After cvise finishes, we’ll have a minimal.cpp file that might look something like this:

struct __allocator_traits_base {
  template < typename >
  static constexpr int __can_construct_at{
# 1
  };
};

This is much simpler than the original thousands of lines of code, but it still triggers the same assertion failure in the CodeQL extractor!

Reporting the Bug

Now that we have a minimal reproducer, we can create a bug report for the CodeQL team. The report should include:

  1. Description: A clear description of the problem (“CodeQL C/C++ extractor crashes with assertion failure on this code”)
  2. CodeQL version: The version where the bug occurs (e.g., “CodeQL CLI version 2.23.2”)
  3. Minimal reproducer: The reduced minimal.cpp file
  4. Command to reproduce: The exact command that triggers the bug
  5. Expected behavior: What should happen (“The code should be extracted successfully”)
  6. Actual behavior: What actually happens (“Assertion failure: error: assertion failed at: ‘decls.c’, line 18401”)

With this information, the CodeQL team can quickly reproduce the issue, debug it, and create a fix.

Conclusion

When CodeQL database creation appears to succeed but queries return no results:

  1. Check the build tracer log at codeql-db/log/build-tracer.log
  2. Look for error messages and assertion failures
  3. Identify the failing source file(s)
  4. Use cvise to create a minimal reproducer
  5. Report the bug with all relevant details

By following this process, you can turn a frustrating debugging experience into a valuable bug report that helps improve CodeQL for everyone.

The bug has been fixed after just 9 days and released in CodeQL CLI version 2.23.5!

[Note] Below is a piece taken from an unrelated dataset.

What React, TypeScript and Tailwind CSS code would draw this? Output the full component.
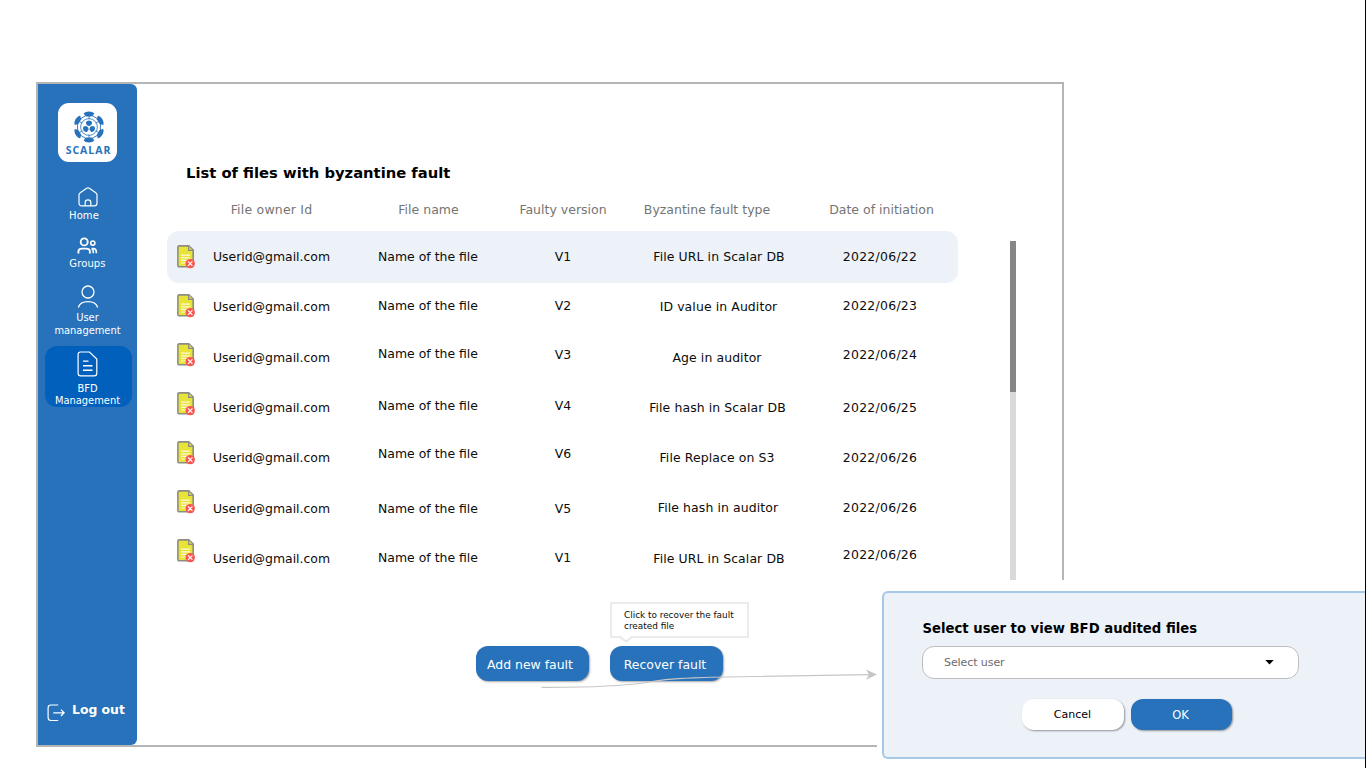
import React from 'react';

type Cell = { text: string; pos: string };
type Row = { icon: string; owner: Cell; name: Cell; version: Cell; fault: Cell; date: Cell };

const c = (text: string, pos: string): Cell => ({ text, pos });
const owner = 'Userid@gmail.com';
const file = 'Name of the file';

const rows: Row[] = [
  { icon: 'mt-[14px]', owner: c(owner, 'mt-4'), name: c(file, 'mt-4'), version: c('V1', 'mt-4'), fault: c('File URL in Scalar DB', 'mt-4 pl-[2px]'), date: c('2022/06/22', 'mt-4') },
  { icon: 'mt-[13px]', owner: c(owner, 'mt-4'), name: c(file, 'mt-[15px]'), version: c('V2', 'mt-[15px]'), fault: c('ID value in Auditor', 'mt-4 pl-[1px]'), date: c('2022/06/23', 'mt-[15px]') },
  { icon: 'mt-[12px]', owner: c(owner, 'mt-[17px]'), name: c(file, 'mt-[13px]'), version: c('V3', 'mt-[14px]'), fault: c('Age in auditor', 'mt-[17px] pr-[2px]'), date: c('2022/06/24', 'mt-[14px]') },
  { icon: 'mt-[11px]', owner: c(owner, 'mt-[17px]'), name: c(file, 'mt-[15px]'), version: c('V4', 'mt-[15px]'), fault: c('File hash in Scalar DB', 'mt-[17px] pr-[1px]'), date: c('2022/06/25', 'mt-[17px]') },
  { icon: 'mt-[10px]', owner: c(owner, 'mt-[17px]'), name: c(file, 'mt-[13px]'), version: c('V6', 'mt-[13px]'), fault: c('File Replace on S3', 'mt-[17px] pr-[2px]'), date: c('2022/06/26', 'mt-[17px]') },
  { icon: 'mt-[9px]', owner: c(owner, 'mt-[18px]'), name: c(file, 'mt-[18px]'), version: c('V5', 'mt-[18px]'), fault: c('File hash in auditor', 'mt-[17px]'), date: c('2022/06/26', 'mt-[17px]') },
  { icon: 'mt-[8px]', owner: c(owner, 'mt-[18px]'), name: c(file, 'mt-[17px]'), version: c('V1', 'mt-[17px]'), fault: c('File URL in Scalar DB', 'mt-[18px] pl-[2px]'), date: c('2022/06/26', 'mt-[14px]') },
];

function ScalarLogo() {
  return (
    <svg width="32" height="32" viewBox="-16 -16 32 32" className="mt-[8px]" fill="#2772bb">
      <path d="M0 -13.2 11.4 -6.6V6.6L0 13.2-11.4 6.6V-6.6Z" fill="none" stroke="#2772bb" strokeWidth="0.9" />
      {[0, 60, 120, 180, 240, 300].map((a) => (
        <g key={a} transform={`rotate(${a})`}>
          <path d="M-5.4 -13.3C-3.4 -16.2 3.4 -16.2 5.4 -13.3L2.8 -10.6H-2.8Z" />
          <path d="M0 -11V-7.6" stroke="#2772bb" strokeWidth="0.8" />
        </g>
      ))}
      <circle r="8.4" fill="none" stroke="#2772bb" strokeWidth="0.8" />
      {[0, 120, 240].map((a) => (
        <path key={a} transform={`rotate(${a})`} d="M-3.2 -4.4C-2.6 -5.6 -1.2 -6.3 0 -6.4 1.2 -6.3 2.6 -5.6 3.2 -4.4L2.2 -1.8 0 -.9-2.2 -1.8Z" />
      ))}
    </svg>
  );
}

function FaultyFileIcon({ className }: { className: string }) {
  return (
    <svg width="18" height="24" viewBox="0 0 18 24" className={`ml-[10px] ${className}`}>
      <path d="M2.2 .9H11.8L16.2 5.2V20.4Q16.2 21.8 14.8 21.8H2.2Q.9 21.8 .9 20.4V2.2Q.9 .9 2.2 .9Z" fill="#e8e337" stroke="#8c8c84" strokeWidth="1.6" />
      <path d="M11.6 1V5.4H16" fill="#dcd84a" stroke="#8c8c84" strokeWidth="1.2" />
      <path d="M4 10.2H13M4 12.8H13M4 15.4H11M4 18H9" stroke="#fbfae0" strokeWidth="1.2" />
      <circle cx="13.2" cy="18.6" r="4.7" fill="#f9564f" />
      <path d="m11 16.4 4.4 4.4m0-4.4L11 20.8" stroke="white" strokeWidth="1.2" />
    </svg>
  );
}

function Sidebar() {
  return (
    <nav className="flex w-[99px] shrink-0 flex-col items-center rounded-r-[6px] bg-[#2772bb] text-[10px] text-white">
      <div className="mt-[19px] flex h-[59px] w-[59px] shrink-0 flex-col items-center rounded-[11px] bg-white pl-[2px]">
        <ScalarLogo />
        <span className="mt-[2px] font-['Open_Sans'] text-[10.5px] leading-[10px] font-bold tracking-[0.95px] text-[#2772bb]">SCALAR</span>
      </div>
      <svg width="20" height="20" viewBox="0 0 20 20" fill="none" stroke="white" strokeWidth="1.2" className="mt-[25px]">
        <path d="M1 8.1Q1 6.6 2.2 5.8L8.7 1.2Q10 .4 11.3 1.2L17.8 5.8Q19 6.6 19 8.1V16Q19 18.9 16.1 18.9H3.9Q1 18.9 1 16ZM7.2 18.8V15.5Q7.2 12.8 10 12.8T12.8 15.5V18.8" />
      </svg>
      <span className="mt-[2px] pr-[7px] leading-[13px] tracking-[0.1px]">Home</span>
      <svg width="21" height="18" viewBox="0 0 21 18" fill="none" stroke="white" strokeWidth="1.9" className="mt-[15px]">
        <circle cx="7.2" cy="4.9" r="3.5" />
        <path d="M1.4 16.5V14.8Q1.4 11.6 5 11.6H9.3Q12.9 11.6 12.9 14.8V16.5" />
        <circle cx="15.8" cy="6.1" r="2.1" strokeWidth="1.6" />
        <path d="M14.6 11.5H16Q19.3 11.5 19.3 14.5V16.3M16.3 16.3V14.4Q16.3 12.6 14.5 11.6" strokeWidth="1.6" />
      </svg>
      <span className="mt-[2px] leading-[13px] tracking-[0.1px]">Groups</span>
      <svg width="22" height="24" viewBox="0 0 22 24" fill="none" stroke="white" strokeWidth="1.3" className="mt-[15px]">
        <circle cx="11" cy="7" r="6" />
        <path d="M1.3 22.5C2.5 18.8 6.2 16.7 11 16.7S19.5 18.8 20.7 22.5" />
      </svg>
      <span className="mt-[3px] text-center text-[9.9px] leading-[12.5px]">User<br />management</span>
      <div className="mt-[9px] ml-[1px] flex h-[61px] w-[87px] shrink-0 flex-col items-center rounded-[12px] bg-[#0260bd] pr-px">
        <svg width="21" height="26" viewBox="0 0 21 26" fill="none" stroke="white" strokeWidth="1.2" className="mt-[5px] shrink-0">
          <path d="M3.5 1H12.5L19.8 8V22.3Q19.8 24.9 17.2 24.9H3.7Q1.1 24.9 1.1 22.3V3.6Q1.1 1 3.5 1Z" />
          <path d="M6 10.1H11.5M6 14.7H15.5M6 19.2H15.5" strokeWidth="1.4" />
        </svg>
        <span className="mt-[6px] text-center text-[9.9px] leading-[12px]">BFD<br />Management</span>
      </div>
      <div className="mt-auto mb-[23px] flex w-full items-center gap-[7px] pl-[9px]">
        <svg width="18" height="18" viewBox="0 0 18 18" fill="none" stroke="white" strokeWidth="1.2" className="mt-[4px]">
          <path d="M11.2 1H4Q1.1 1 1.1 3.9V13.6Q1.1 16.5 4 16.5H11.2M6.3 8.8H17M13.9 5.6 17.2 8.8 13.9 12" />
        </svg>
        <span className="mb-[2px] text-[12.4px] leading-[16px] font-bold">Log out</span>
      </div>
    </nav>
  );
}

function TableCell({ cell, className = '' }: { cell: Cell; className?: string }) {
  return <span className={`text-center leading-5 whitespace-nowrap ${cell.pos} ${className}`}>{cell.text}</span>;
}

function FilesTable() {
  return (
    <section className="ml-[30px] w-[791px]">
      <h1 className="mt-[79px] ml-[19px] text-[14.75px] leading-5 font-bold">List of files with byzantine fault</h1>
      <div className="mt-[17px] grid grid-cols-[39px_131px_182px_88px_200px_149px] text-center text-[12.5px] leading-5 whitespace-nowrap text-[#747474]">
        <span />
        <span className="tracking-[0.2px]">File owner Id</span>
        <span className="pl-px">File name</span>
        <span>Faulty version</span>
        <span>Byzantine fault type</span>
        <span>Date of initiation</span>
      </div>
      <div className="mt-[11px] text-[12.45px] text-[#0c0c0c]">
        {rows.map((r, i) => (
          <div key={i} className={`grid grid-cols-[39px_131px_182px_88px_222px_102px] items-start ${i === 0 ? '-mb-[2px] h-[52px] rounded-[12px] bg-[#edf2f8]' : 'h-[50px]'}`}>
            <FaultyFileIcon className={r.icon} />
            <TableCell cell={r.owner} />
            <TableCell cell={r.name} />
            <TableCell cell={r.version} />
            <TableCell cell={r.fault} className="tracking-[0.1px]" />
            <TableCell cell={r.date} className="tracking-[0.28px]" />
          </div>
        ))}
      </div>
      <div className="mt-[65px] ml-[309px] flex gap-[21px] text-[12.45px] text-white">
        <button className="h-[35px] w-[113px] rounded-[12px] bg-[#2772bb] pt-[3px] pr-[5px] shadow-[1px_1px_2px_rgba(0,0,0,0.35)]">Add new fault</button>
        <div className="relative">
          <button className="h-[35px] w-[113px] rounded-[12px] bg-[#2772bb] pt-[3px] pr-[3px] shadow-[1px_1px_2px_rgba(0,0,0,0.35)]">Recover fault</button>
          <div className="absolute -top-[44px] left-0 h-[36px] w-[139px] border-[2.5px] border-[#ebebeb] bg-white pt-[6px] pl-[12px] text-left text-[8.9px] leading-[10.5px] whitespace-nowrap text-[#0c0c0c]">
            Click to recover the fault<br />created file
            <svg width="12" height="7" viewBox="0 0 12 7" className="absolute top-[32px] left-[8px]">
              <path d="M0 0H12L6 5.5Z" fill="white" />
              <path d="M0 1 6 5.5 12 1" fill="none" stroke="#e8e8e8" strokeWidth="1.8" />
            </svg>
          </div>
        </div>
      </div>
    </section>
  );
}

function SelectUserDialog() {
  return (
    <div className="absolute top-[580px] left-[877px] h-[188px] w-[489px] bg-white pt-[11px] pl-[5px]">
      <div className="h-[168px] rounded-l-[6px] border-y-2 border-l-2 border-[#a5c8e8] bg-[#edf2f9] pl-[38px]">
        <h2 className="pt-[26px] pl-[0.5px] text-[13.22px] leading-5 font-bold">Select user to view BFD audited files</h2>
        <div className="mt-[7px] flex h-[33px] w-[377px] items-center justify-between rounded-[12px] border border-[#bdbdbd] bg-white pr-[24px] pl-[21px] text-[11px] text-[#6b6b6b]">
          <span className="pt-px tracking-[-0.08px]">Select user</span>
          <svg width="9" height="5" viewBox="0 0 9 5"><path d="M.3 0H8.7L4.5 4.6Z" fill="black" /></svg>
        </div>
        <div className="mt-[20px] ml-[100px] flex gap-[7px] text-[11px]">
          <button className="h-[31px] w-[102px] rounded-[12px] bg-white pt-[2px] pr-px shadow-[1px_1px_2px_rgba(0,0,0,0.4)]">Cancel</button>
          <button className="h-[31px] w-[101px] rounded-[12px] bg-[#2772bb] pt-[3px] pr-[2px] text-[11.5px] text-white shadow-[1px_1px_2px_rgba(0,0,0,0.4)]">OK</button>
        </div>
      </div>
    </div>
  );
}

export default function App() {
  return (
    <div className="relative h-[768px] w-[1366px] overflow-hidden bg-white pt-[82px] pl-[36px] font-['DejaVu_Sans',sans-serif] text-black">
      <div className="flex h-[665px] w-[1028px] border-2 border-[#b5b5b5]">
        <Sidebar />
        <FilesTable />
        <div className="mt-[157px] ml-[52px] h-[400px] w-[6px] bg-[#d9d9d9]">
          <div className="h-[151px] bg-[#868686]" />
        </div>
      </div>
      <SelectUserDialog />
      <svg width="340" height="24" viewBox="0 0 340 24" className="absolute top-[666px] left-[540px]" fill="none">
        <path d="M1.5 21.3C45 21.5 83 20 106 16.5C130 11.5 175 11 215 10.5Q270 9.5 329 8.7" stroke="#c6c6c6" strokeWidth="1.2" />
        <path d="M337 8.6 326 3.4 329 8.6 326 13.8Z" fill="#c6c6c6" />
      </svg>
      <div className="absolute top-0 right-0 h-full w-px bg-black" />
    </div>
  );
}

Appendix: Dockerfile for Reproducing the Issue 

# syntax=docker/dockerfile:1-labs

FROM ubuntu:25.04 AS base

RUN apt update && apt upgrade -y

RUN apt update && apt install -y apt-utils

RUN apt update && apt install -y dialog

RUN apt update && apt install -y \
    ca-certificates \
    curl \
    gnupg \
    software-properties-common \
    wget \
    git

RUN apt update && apt install -y \
    clang-19 \
    gcc-15 \
    g++-15

RUN apt update && apt install -y \
    libarchive-dev \
    libbrotli-dev \
    libcap-dev \
    libcli11-dev \
    libgmp-dev \
    libtbb-dev \
    libzstd-dev

RUN git clone https://github.com/category-labs/monad/ /monad && \
cd monad && git checkout 3f1f0063468e04f48ff068d388167af1c4ab5635 && \
cp /monad/scripts/ubuntu-build/* /opt/ && rm -rf /monad


RUN /opt/install-boost.sh
RUN /opt/install-tools.sh
RUN /opt/install-deps.sh


FROM base AS codeql

WORKDIR /app

RUN apt install -y unzip libstdc++-15-dev
# Change to v2.23.5 (fixed) or v2.23.3 (broken) to test different versions
RUN curl -LO "https://github.com/github/codeql-cli-binaries/releases/download/v2.23.3/codeql-linux64.zip"
RUN unzip codeql-linux64.zip && rm codeql-linux64.zip

ENV PATH="/app/codeql:$PATH"
ENV ASMFLAGS=-march=haswell
ENV CFLAGS=-march=haswell
ENV CXXFLAGS=-march=haswell


RUN git clone --recursive https://github.com/category-labs/monad/ && cd monad && git checkout 3f1f0063468e04f48ff068d388167af1c4ab5635 && mkdir build
WORKDIR /app/monad

RUN cmake -S . -B build/ -DCMAKE_C_COMPILER=/usr/bin/clang-19 -DCMAKE_CXX_COMPILER=/usr/bin/clang++-19
RUN codeql database create codeql-db/ --language=cpp --command="cmake --build build/ --target monad -- -j" --overwrite

  1. Why does this only happen when CodeQL “compiles” the code? The CodeQL C/C++ extractor intercepts the compilation process to extract additional information about the command line, macros, types, and so on. During this process, it runs its own compiler frontend that is based on EDG. This frontend is separate from the actual compiler used to build the code (e.g., Clang or GCC) and can have its own bugs and limitations. So even if the original code compiles fine with Clang or GCC, the CodeQL extractor might still hit bugs in its own frontend!